The system 600 may also be configured to provide charging functionality for an object to be mounted. Correspondingly, a system may be configured so that an electrical connection may be established between the mounting apparatus and an object to be mounted. The system may be configured so that electricity and/or data may be exchanged between the object, the mounting apparatus, the object interface, and/or the mounting surface (or any combination thereof). Correspondingly, a system may be configured to support a plurality of electrical connections and/or a plurality of electrical connection types (e.g. a DC power connection, a USB connection, a micro-USB connection, etc.), and a mounting apparatus and/or an object interface may be configured to support more than one type of electrical connection.

Referring to FIG. 20A, a system 600 is provided for mounting an object to a mounting surface. The system 600 may comprise a mounting apparatus 610 and an object interface 620 and may be configured so that an electrical connection may be established between the mounting apparatus 610 and the object to be mounted (not shown). The object to be mounted may be a mobile electronic device (such as a tablet computer, a smartphone, a GPS device, etc.), and the object interface 620 may be a case that may be configured to be attached to the mobile electronic device and to the mounting apparatus 610 (a front enclosure of the mobile device case is not shown in the figure for purposes of illustration). The mounting apparatus 610 may be configured to be attached to a mounting surface (such as a wall, a windshield, a stand, etc.; also not shown).

The mounting apparatus 610 shown in FIG. 20A may comprise an intermediate surface 612, an engagement member 614, and a base surface 680 that may be configured to be attached to a mounting surface (not shown). The intermediate surface 612 may define a first plane and may be configured to respond to magnetism by supporting a first mounting magnet, comprised of six magnets 630, in the first plane. The engagement member 614 may comprise a plurality of engagement member components (614′, 614″), and at least one of the plurality of engagement member components may be configured to respond to magnetism. The plurality of engagement member components may be arranged in a telescoping and/or nested configuration. As shown in FIG. 20A, the engagement member 614 may comprise two engagement member components 614′ and 614″ that may be configured to respond to magnetism via a plurality of second mounting magnets (magnets 640′ and 640″, respectively) in a plurality of respective second planes (two, in this embodiment), and the engagement member components 614′ and 614″ may be arranged in a nested and telescoping configuration. The engagement member 614 may be configured to be movable between an outer limit position (an extended state) and a base limit position (a retracted state) along a line of engagement L_e that intersects the first plane.

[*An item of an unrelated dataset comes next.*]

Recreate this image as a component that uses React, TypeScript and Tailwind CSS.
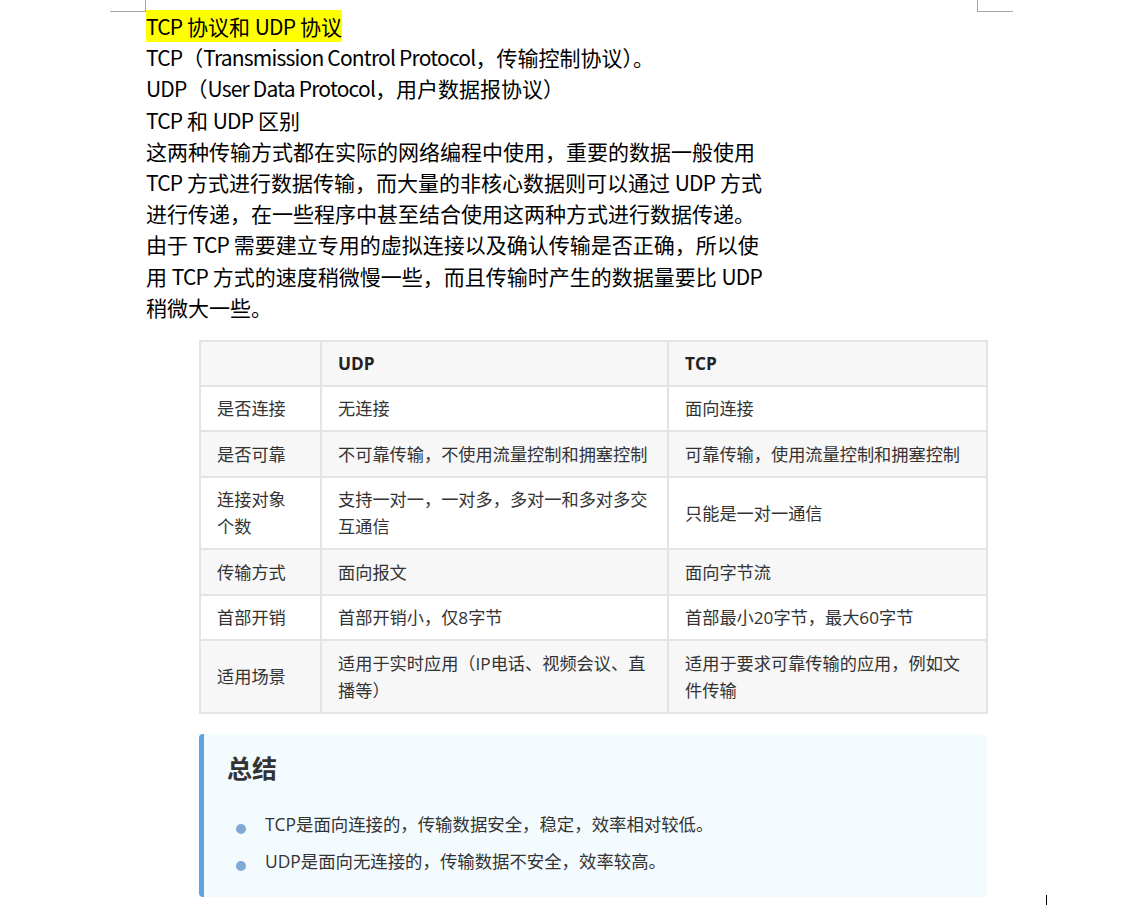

A portion of the intermediate surface 612 may define an opening configured to slideably receive the engagement member 614 and may substantially align the line of engagement L_e along a central axis X of the engagement member 614 as the engagement member 614 is moved between the extended state and the refracted state. The base surface 680 may support an apparatus controlling component 660 that may be configured to apply an apparatus controlling force to the engagement member 614 to bias the engagement member 614 toward the refracted state. The engagement member 614 is shown in the extended state in FIG. 20A.

The object interface 620 shown in FIG. 20A may comprise a central object surface 626 that may be configured to respond to magnetism by supporting a third mounting magnet 641 in a third plane. The third mounting magnet 641 may comprise a plurality of magnets (a ferrous metal plate and an attached permanent magnet) in this embodiment. The central object surface 626 may be configured to agree with the engagement member 614 via a cavity 675 and by the configuration of magnet 641 relative to magnets 630, 640′ and 640″ (i.e. when the object interface 620 is brought into proximity with the mounting apparatus 610, an attraction force is produced between magnet 641 and magnets 630, 640′, and 640″). Correspondingly, the central object surface 626 may be configured to receive at least a portion of the engagement member 614 via the cavity 675 when the object interface 620 is fully engaged with (i.e. mounted to) the mounting apparatus 614. Each engagement member component (614′, 614″) may comprise an extension (698′, 698″) and a face (688′, 688″) joined to the extension, and the extension(s) may be configured to bear at least a portion of a weight of the object. In this embodiment, an extension surface 623 of the central object surface 626 may be configured to engage the extension 698″ of the engagement member component 614″. Thus, the engagement member 614 may be configured to bear at least a portion of the weight of the object in this embodiment.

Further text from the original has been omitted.